PIERRE, S.D. –Attorney General Marty Jackley announced today that South Dakota will continue its support of state governments’ joint authority over immigration enforcement in Arizona’s Ninth Circuit Appellate case.
At the trial court level, the Federal Judge rejected the federal government’s argument "that the power to regulate immigration is vested exclusively in the federal government." The court recognized that "federal immigration law also envisions certain areas of cooperation in immigration enforcement among the federal government and state and local governments." However, the trial court did conclude that several key provisions of the Arizona Statute went beyond the state’s enforcement authority.
"This case presents an important and cost effective opportunity to provide guidance to the South Dakota legislature in determining our future immigration enforcement policy," said Attorney General Jackley. "South Dakota presently enjoys and will strive to continue our tradition of cooperative immigration enforcement with our local federal law enforcement partners."

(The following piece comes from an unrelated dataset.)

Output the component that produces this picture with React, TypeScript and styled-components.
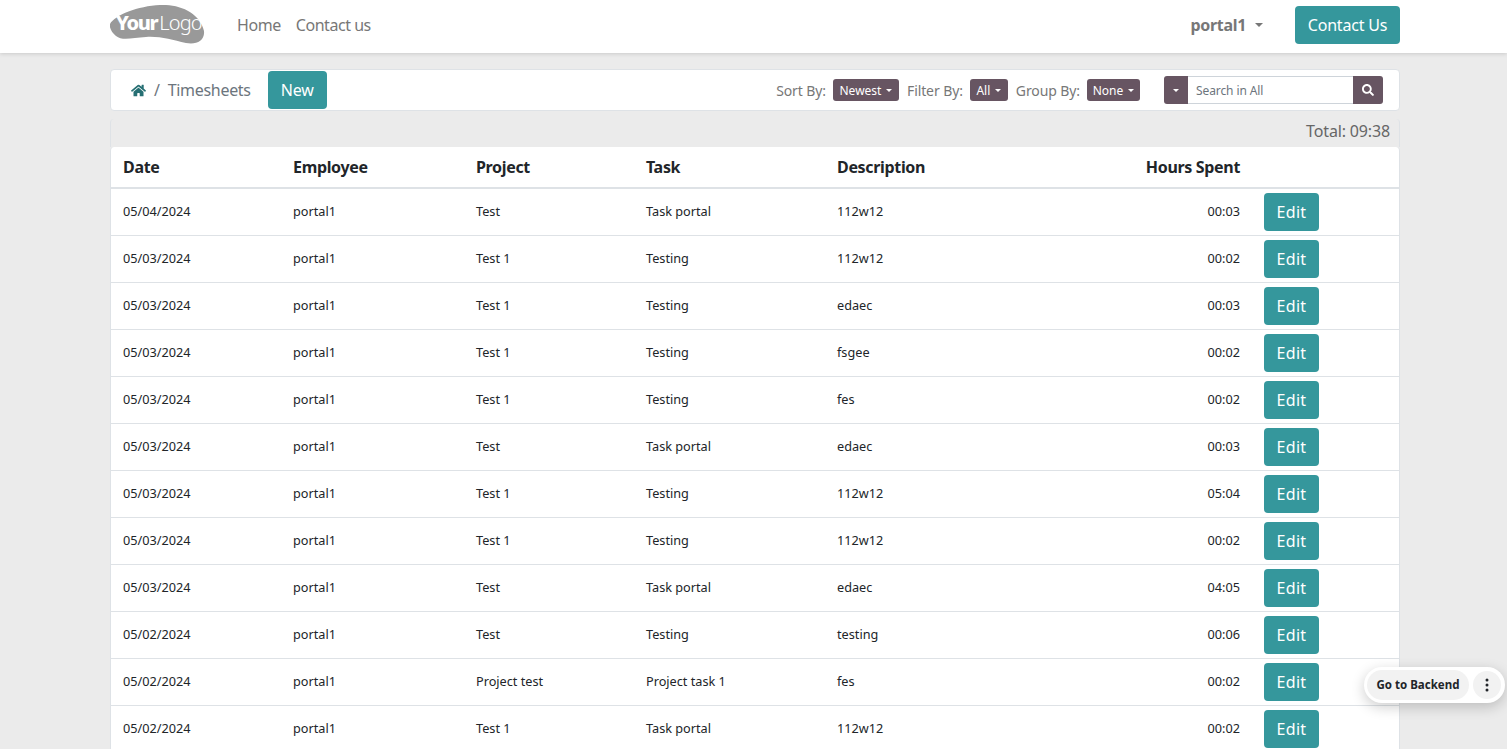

Attorney General Jackley further added, "Like Arizona, every state has the power to concurrently enforce federal immigration law, provided that states do not create new categories of aliens, attempt to independently determine the immigration status of aliens, or unnecessarily increase the potential for racial profiling."
South Dakota remains with several other states in the capacity of amicus curiae, or friend of the court – not as a party defendant. The State of Michigan has taken the lead role of the amicus states, and it is anticipated that South Dakota will not bear any costs associated with its supportive and advisory role.